Hint: ATM is used over fiber optic lines and can
be used for real time communcication.

By looking at only address, we can start to forward packet before 
the whole packet has arrived. Even though fiber optic lines
have a low bit error rate, a wrong address can lead to serious
errors. In many real time applications, a data error does not cause
serious problems.


3. Some systems use a NAK (negative acknowledgement) as
part of a stop and wait protocol. The receiving
node sends a special NAK packet or a piggybacked
NAK whether it detects a bad packet.


(a) (5 points) Under what conditions is the use of a NAK possible?

It can only work if we are using a dedicated line or a
virtual circuit because there cannot be any confusion
about who sent the packet. Remember that if any bit is
in error, the CRC check fails and we cannot trust any
bits in the packet, including address bits.


(b) (5 points) What is the main advantage of a NAK in addition
to the protocols that we discussed in class.

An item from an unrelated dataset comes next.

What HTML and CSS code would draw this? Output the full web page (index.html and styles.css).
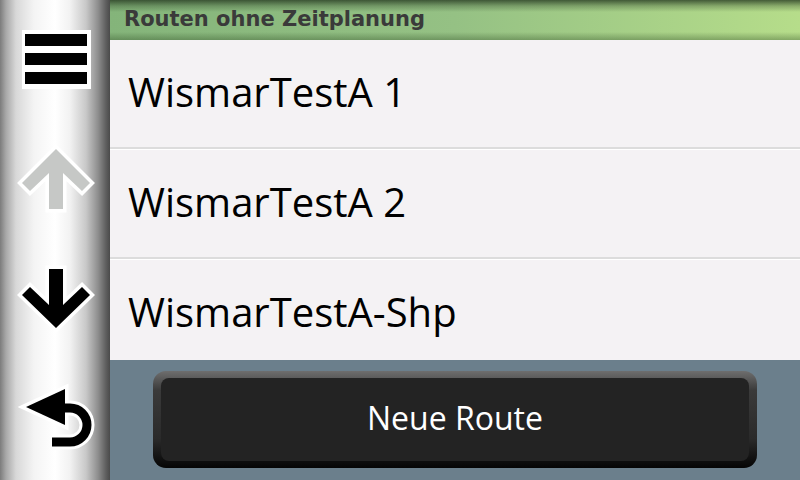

NAKs avoid the sender timing out when the receiver knows
a bad packet has been sent. Note that we still need timers
in case the packet, its ACK, or its NAK is completely
lost.

4. Suppose that we have five computers connected by an Ethernet.
Computer A sends a short email to computer B that is small enough that
it fits in one Ethernet packet. Due to noise on the cable,
one bit is altered in the packet.

(a) (10 points) What happens to this packet on each of the four stations
other than A? Does A know about the error in transmission?

Everyone but A will see the bad packet. Since it is in error and
fails the CRC check, everyone will throw it away. B cannot 
tell the packet was meant for it. A does not see what it has
transmitted so cannot tell an error has occurred.

(b) (10 points) Can this email ever get to B correctly? Do the Ethernet
protocols insure a correct message will get to B? Explain
your answer.

Yes. That's what the upper layers are for. The LLC layer will
time out. Checks will also be made at the transport layer
and possibly in the application.

5. (20 points) I dial a phone number and find it is busy. My algorithm for redialing
is to wait 1 minute before retrying. If the line is still busy, I wait
an additional minute each time I retry, e.g. I wait $k$ minutes after the
$k^{th}$ busy signal. Neglecting the dialing and connect times, if the 
probablity of a busy signal on any call is .2, how long on the average
must I wait to successfully complete my call?

It is fairly simple to show that the average number of tries
is 1.25. it is the same formula we use for the ethernet calcuations.
However computing the average time is tricker. If you connect the
first time, you had no wait, the second time one second, the third
time 3 seconds (1+2), the fourth time seven seconds (1+3+3). You should
have been able to write a sum for this. The answer some of
you got was by saying the time to connect on the n-th try was n-1 minutes
which gives an answer of p/(1-p)=.25 which is a little low. (I think
the correct sum has a closed form but it is ugly).

6. (20 points) Consider the following variant of Ethernet. Two stations
are 1 km apart and transmit at 10Mbps. Assume that the propagation
speed is 200m/$\mu$s. The computers use a CSMA/CD scheme with 256
bit frames of which 32 bits are header and trailer containing
addressing and CRC bits. The first bit after a succesful transmisson
is reserved for the receiver to send a one bit acknowledgement.
What is the data rate of such a system if we assume that there
are no collisions?

If there are no collisions, then the stations transmit 256 bits in
25.6 us. After 5 us the first bit arrives at the receiver who sends 
out a one bit ack (0.1 us) which takes 5 us to arrive back. Of
the 256 bits sent only 224 are data, so it took 35.7 us to send
224 data bits which gives a rate of 6.27 Mbps.